--- START DATA ---
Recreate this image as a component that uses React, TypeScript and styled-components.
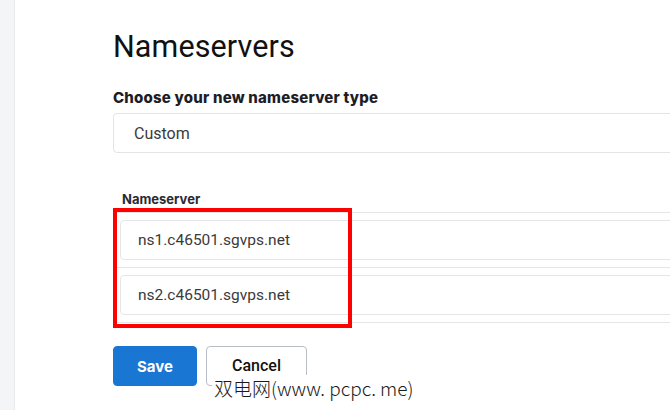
import React from "react";
import styled, { createGlobalStyle } from "styled-components";

const Global = createGlobalStyle`
  html, body { margin: 0; padding: 0; background: #ffffff; }
  body { width: 670px; height: 410px; overflow: hidden; font-family: Roboto, "Liberation Sans", sans-serif; }
  #root { width: 670px; height: 410px; }
`;

const Page = styled.div`
  position: relative;
  display: flex;
  width: 670px;
  height: 410px;
  overflow: hidden;
`;

const Sidebar = styled.div`
  flex: 0 0 15px;
  background: #f4f5f7;
  box-shadow: inset -1px 0 0 #e9eaee;
`;

const Main = styled.main`
  flex: 1;
  padding: 29px 0 0 98px;
  display: flex;
  flex-direction: column;
  min-width: 0;
`;

const Title = styled.h1`
  margin: 0;
  font-family: Roboto, sans-serif;
  font-weight: 400;
  font-size: 30.5px;
  line-height: 36px;
  color: #111;
  letter-spacing: 0.1px;
`;

const FieldLabel = styled.div`
  margin-top: 24px;
  font-family: Inter, sans-serif;
  font-weight: 800;
  font-size: 15px;
  line-height: 18px;
  color: #1d1d27;
  letter-spacing: 0.2px;
`;

const Select = styled.div`
  margin-top: 6px;
  width: 640px;
  height: 40px;
  box-sizing: border-box;
  border: 1px solid #e4e4e4;
  border-radius: 4px;
  display: flex;
  align-items: center;
  padding-left: 20px;
  font-family: Roboto, sans-serif;
  font-size: 16px;
  color: #3b3b3b;
`;

const Table = styled.div`
  margin-top: 38px;
  width: 640px;
  display: flex;
  flex-direction: column;
`;

const HeaderCell = styled.div`
  padding: 0 0 5px 9px;
  font-family: Inter, sans-serif;
  font-weight: 700;
  font-size: 13px;
  line-height: 16px;
  color: #2a2a33;
  border-bottom: 1px solid #e6e6e6;
`;

const Row = styled.div`
  padding: 7px 0 7px 7px;
  border-bottom: 1px solid #e6e6e6;
`;

const Input = styled.div`
  height: 40px;
  box-sizing: border-box;
  border: 1px solid #e6e6e6;
  border-radius: 4px;
  display: flex;
  align-items: center;
  padding-left: 17px;
  font-family: Roboto, sans-serif;
  font-size: 15.5px;
  color: #3a3a3a;
`;

const Actions = styled.div`
  margin-top: 23px;
  display: flex;
  gap: 9px;
`;

const Button = styled.button<{ $primary?: boolean }>`
  height: 40px;
  box-sizing: border-box;
  border-radius: 4px;
  padding: 0;
  width: ${(p) => (p.$primary ? "84px" : "101px")};
  border: 1px solid ${(p) => (p.$primary ? "#1976d2" : "#b7bec6")};
  background: ${(p) => (p.$primary ? "#1976d2" : "#ffffff")};
  color: ${(p) => (p.$primary ? "#ffffff" : "#111111")};
  font-family: ${(p) => (p.$primary ? "Inter, sans-serif" : "Roboto, sans-serif")};
  font-weight: ${(p) => (p.$primary ? 700 : 500)};
  font-size: ${(p) => (p.$primary ? "15px" : "16px")};
  line-height: 1;
`;

const Highlight = styled.div`
  position: absolute;
  left: 113px;
  top: 208px;
  width: 239px;
  height: 120px;
  box-sizing: border-box;
  border: 4px solid #ff0000;
  pointer-events: none;
`;

const Watermark = styled.div`
  position: absolute;
  left: 212px;
  top: 375px;
  padding: 0 2px;
  background: #ffffff;
  font-family: "Noto Sans CJK SC", "DejaVu Sans", sans-serif;
  font-weight: 300;
  font-size: 19px;
  line-height: 26px;
  color: #1a1a1a;
  letter-spacing: 0;
  white-space: nowrap;
`;

export default function App() {
  const servers = ["ns1.c46501.sgvps.net", "ns2.c46501.sgvps.net"];
  return (
    <>
      <Global />
      <Page>
        <Sidebar />
        <Main>
          <Title>Nameservers</Title>
          <FieldLabel>Choose your new nameserver type</FieldLabel>
          <Select>Custom</Select>
          <Table>
            <HeaderCell>Nameserver</HeaderCell>
            {servers.map((s) => (
              <Row key={s}>
                <Input>{s}</Input>
              </Row>
            ))}
          </Table>
          <Actions>
            <Button $primary>Save</Button>
            <Button>Cancel</Button>
          </Actions>
        </Main>
        <Highlight />
        <Watermark>双电网(www. pcpc. me)</Watermark>
      </Page>
    </>
  );
}
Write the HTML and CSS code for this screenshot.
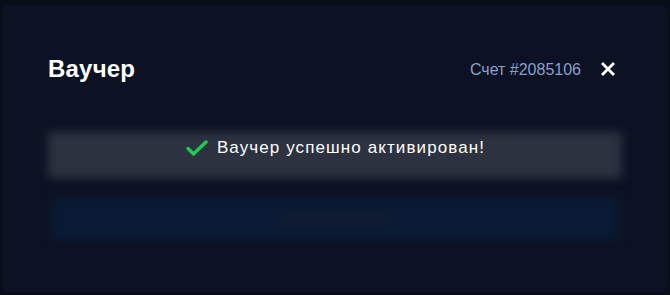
FILE: index.html
```html
<!DOCTYPE html>
<html lang="ru">
<head>
<meta charset="utf-8">
<link rel="stylesheet" href="styles.css">
</head>
<body>
<div class="backdrop">
  <div class="modal">
    <div class="header">
      <h1 class="title">Ваучер</h1>
      <div class="header-right">
        <span class="account">Счет #2085106</span>
        <svg class="close" width="14" height="14" viewBox="0 0 14 14"><path d="M2 2 L12 12 M12 2 L2 12" stroke="#fff" stroke-width="2.8" stroke-linecap="square"/></svg>
      </div>
    </div>
    <div class="success">
      <svg class="check" width="22" height="16" viewBox="0 0 22 16"><path d="M2 8.5 L7.5 14 L20 2" fill="none" stroke="#1fcb54" stroke-width="3.4" stroke-linecap="round" stroke-linejoin="round"/></svg>
      <span class="success-text">Ваучер успешно активирован!</span>
    </div>
    <div class="button-ghost"><span class="ghost-label"></span></div>
  </div>
</div>
</body>
</html>
```

FILE: styles.css
```css
* { box-sizing: border-box; }
html, body {
  margin: 0;
  padding: 0;
  background: #080d18;
  font-family: "Liberation Sans", Arial, sans-serif;
  width: 670px;
  height: 295px;
  overflow: hidden;
}
.backdrop {
  padding: 5px 2px 0 2px;
  height: 295px;
}
.modal {
  background: #0c1223;
  height: 287px;
  border-radius: 8px;
  padding: 0 46px 0 46px;
  display: flex;
  flex-direction: column;
}
.header {
  display: flex;
  justify-content: space-between;
  align-items: center;
  margin-top: 50px;
  height: 28px;
}
.title {
  margin: 0;
  font-size: 24px;
  font-weight: 700;
  color: #fff;
  letter-spacing: 0.2px;
}
.header-right {
  display: flex;
  align-items: center;
  gap: 20px;
  padding-right: 7px;
}
.account {
  color: #8b9fc8;
  font-size: 16px;
  margin-top: 2px;
}
.close { display: block; margin-top: -1px; }
.success {
  position: relative;
  margin-top: 49px;
  height: 46px;
  display: flex;
  align-items: center;
  justify-content: center;
  gap: 9px;
  padding-bottom: 14px;
}
.success::before {
  content: "";
  position: absolute;
  inset: 0;
  background: #2c323f;
  filter: blur(5px);
  z-index: 0;
}
.check, .success-text { position: relative; z-index: 1; }
.check { margin-left: 1px; }
.success-text {
  color: #fff;
  font-size: 17px;
  letter-spacing: 1.1px;
}
.button-ghost {
  position: relative;
  margin: 20px 4px 0 4px;
  height: 42px;
  background: #0a1a34;
  filter: blur(5px);
  display: flex;
  align-items: center;
  justify-content: center;
}
.ghost-label {
  width: 110px;
  height: 14px;
  background: #101b30;
}
```
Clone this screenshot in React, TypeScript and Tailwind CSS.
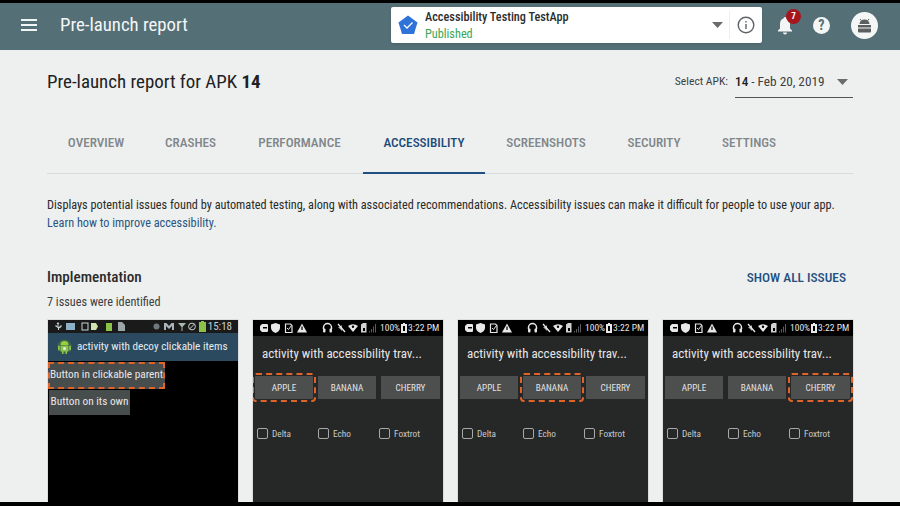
--- END DATA ---
- [REQUIREMENTS]:
Repeat the listing verbatim. Skip the pictures.

- [RESULT]:
Recreate this image as a component that uses React, TypeScript and styled-components.
import React from "react";
import styled, { createGlobalStyle } from "styled-components";

const Global = createGlobalStyle`
  html, body { margin: 0; padding: 0; background: #ffffff; }
  body { width: 670px; height: 410px; overflow: hidden; font-family: Roboto, "Liberation Sans", sans-serif; }
  #root { width: 670px; height: 410px; }
`;

const Page = styled.div`
  position: relative;
  display: flex;
  width: 670px;
  height: 410px;
  overflow: hidden;
`;

const Sidebar = styled.div`
  flex: 0 0 15px;
  background: #f4f5f7;
  box-shadow: inset -1px 0 0 #e9eaee;
`;

const Main = styled.main`
  flex: 1;
  padding: 29px 0 0 98px;
  display: flex;
  flex-direction: column;
  min-width: 0;
`;

const Title = styled.h1`
  margin: 0;
  font-family: Roboto, sans-serif;
  font-weight: 400;
  font-size: 30.5px;
  line-height: 36px;
  color: #111;
  letter-spacing: 0.1px;
`;

const FieldLabel = styled.div`
  margin-top: 24px;
  font-family: Inter, sans-serif;
  font-weight: 800;
  font-size: 15px;
  line-height: 18px;
  color: #1d1d27;
  letter-spacing: 0.2px;
`;

const Select = styled.div`
  margin-top: 6px;
  width: 640px;
  height: 40px;
  box-sizing: border-box;
  border: 1px solid #e4e4e4;
  border-radius: 4px;
  display: flex;
  align-items: center;
  padding-left: 20px;
  font-family: Roboto, sans-serif;
  font-size: 16px;
  color: #3b3b3b;
`;

const Table = styled.div`
  margin-top: 38px;
  width: 640px;
  display: flex;
  flex-direction: column;
`;

const HeaderCell = styled.div`
  padding: 0 0 5px 9px;
  font-family: Inter, sans-serif;
  font-weight: 700;
  font-size: 13px;
  line-height: 16px;
  color: #2a2a33;
  border-bottom: 1px solid #e6e6e6;
`;

const Row = styled.div`
  padding: 7px 0 7px 7px;
  border-bottom: 1px solid #e6e6e6;
`;

const Input = styled.div`
  height: 40px;
  box-sizing: border-box;
  border: 1px solid #e6e6e6;
  border-radius: 4px;
  display: flex;
  align-items: center;
  padding-left: 17px;
  font-family: Roboto, sans-serif;
  font-size: 15.5px;
  color: #3a3a3a;
`;

const Actions = styled.div`
  margin-top: 23px;
  display: flex;
  gap: 9px;
`;

const Button = styled.button<{ $primary?: boolean }>`
  height: 40px;
  box-sizing: border-box;
  border-radius: 4px;
  padding: 0;
  width: ${(p) => (p.$primary ? "84px" : "101px")};
  border: 1px solid ${(p) => (p.$primary ? "#1976d2" : "#b7bec6")};
  background: ${(p) => (p.$primary ? "#1976d2" : "#ffffff")};
  color: ${(p) => (p.$primary ? "#ffffff" : "#111111")};
  font-family: ${(p) => (p.$primary ? "Inter, sans-serif" : "Roboto, sans-serif")};
  font-weight: ${(p) => (p.$primary ? 700 : 500)};
  font-size: ${(p) => (p.$primary ? "15px" : "16px")};
  line-height: 1;
`;

const Highlight = styled.div`
  position: absolute;
  left: 113px;
  top: 208px;
  width: 239px;
  height: 120px;
  box-sizing: border-box;
  border: 4px solid #ff0000;
  pointer-events: none;
`;

const Watermark = styled.div`
  position: absolute;
  left: 212px;
  top: 375px;
  padding: 0 2px;
  background: #ffffff;
  font-family: "Noto Sans CJK SC", "DejaVu Sans", sans-serif;
  font-weight: 300;
  font-size: 19px;
  line-height: 26px;
  color: #1a1a1a;
  letter-spacing: 0;
  white-space: nowrap;
`;

export default function App() {
  const servers = ["ns1.c46501.sgvps.net", "ns2.c46501.sgvps.net"];
  return (
    <>
      <Global />
      <Page>
        <Sidebar />
        <Main>
          <Title>Nameservers</Title>
          <FieldLabel>Choose your new nameserver type</FieldLabel>
          <Select>Custom</Select>
          <Table>
            <HeaderCell>Nameserver</HeaderCell>
            {servers.map((s) => (
              <Row key={s}>
                <Input>{s}</Input>
              </Row>
            ))}
          </Table>
          <Actions>
            <Button $primary>Save</Button>
            <Button>Cancel</Button>
          </Actions>
        </Main>
        <Highlight />
        <Watermark>双电网(www. pcpc. me)</Watermark>
      </Page>
    </>
  );
}
Write the HTML and CSS code for this screenshot.
FILE: index.html
```html
<!DOCTYPE html>
<html lang="ru">
<head>
<meta charset="utf-8">
<link rel="stylesheet" href="styles.css">
</head>
<body>
<div class="backdrop">
  <div class="modal">
    <div class="header">
      <h1 class="title">Ваучер</h1>
      <div class="header-right">
        <span class="account">Счет #2085106</span>
        <svg class="close" width="14" height="14" viewBox="0 0 14 14"><path d="M2 2 L12 12 M12 2 L2 12" stroke="#fff" stroke-width="2.8" stroke-linecap="square"/></svg>
      </div>
    </div>
    <div class="success">
      <svg class="check" width="22" height="16" viewBox="0 0 22 16"><path d="M2 8.5 L7.5 14 L20 2" fill="none" stroke="#1fcb54" stroke-width="3.4" stroke-linecap="round" stroke-linejoin="round"/></svg>
      <span class="success-text">Ваучер успешно активирован!</span>
    </div>
    <div class="button-ghost"><span class="ghost-label"></span></div>
  </div>
</div>
</body>
</html>
```

FILE: styles.css
```css
* { box-sizing: border-box; }
html, body {
  margin: 0;
  padding: 0;
  background: #080d18;
  font-family: "Liberation Sans", Arial, sans-serif;
  width: 670px;
  height: 295px;
  overflow: hidden;
}
.backdrop {
  padding: 5px 2px 0 2px;
  height: 295px;
}
.modal {
  background: #0c1223;
  height: 287px;
  border-radius: 8px;
  padding: 0 46px 0 46px;
  display: flex;
  flex-direction: column;
}
.header {
  display: flex;
  justify-content: space-between;
  align-items: center;
  margin-top: 50px;
  height: 28px;
}
.title {
  margin: 0;
  font-size: 24px;
  font-weight: 700;
  color: #fff;
  letter-spacing: 0.2px;
}
.header-right {
  display: flex;
  align-items: center;
  gap: 20px;
  padding-right: 7px;
}
.account {
  color: #8b9fc8;
  font-size: 16px;
  margin-top: 2px;
}
.close { display: block; margin-top: -1px; }
.success {
  position: relative;
  margin-top: 49px;
  height: 46px;
  display: flex;
  align-items: center;
  justify-content: center;
  gap: 9px;
  padding-bottom: 14px;
}
.success::before {
  content: "";
  position: absolute;
  inset: 0;
  background: #2c323f;
  filter: blur(5px);
  z-index: 0;
}
.check, .success-text { position: relative; z-index: 1; }
.check { margin-left: 1px; }
.success-text {
  color: #fff;
  font-size: 17px;
  letter-spacing: 1.1px;
}
.button-ghost {
  position: relative;
  margin: 20px 4px 0 4px;
  height: 42px;
  background: #0a1a34;
  filter: blur(5px);
  display: flex;
  align-items: center;
  justify-content: center;
}
.ghost-label {
  width: 110px;
  height: 14px;
  background: #101b30;
}
```
Clone this screenshot in React, TypeScript and Tailwind CSS.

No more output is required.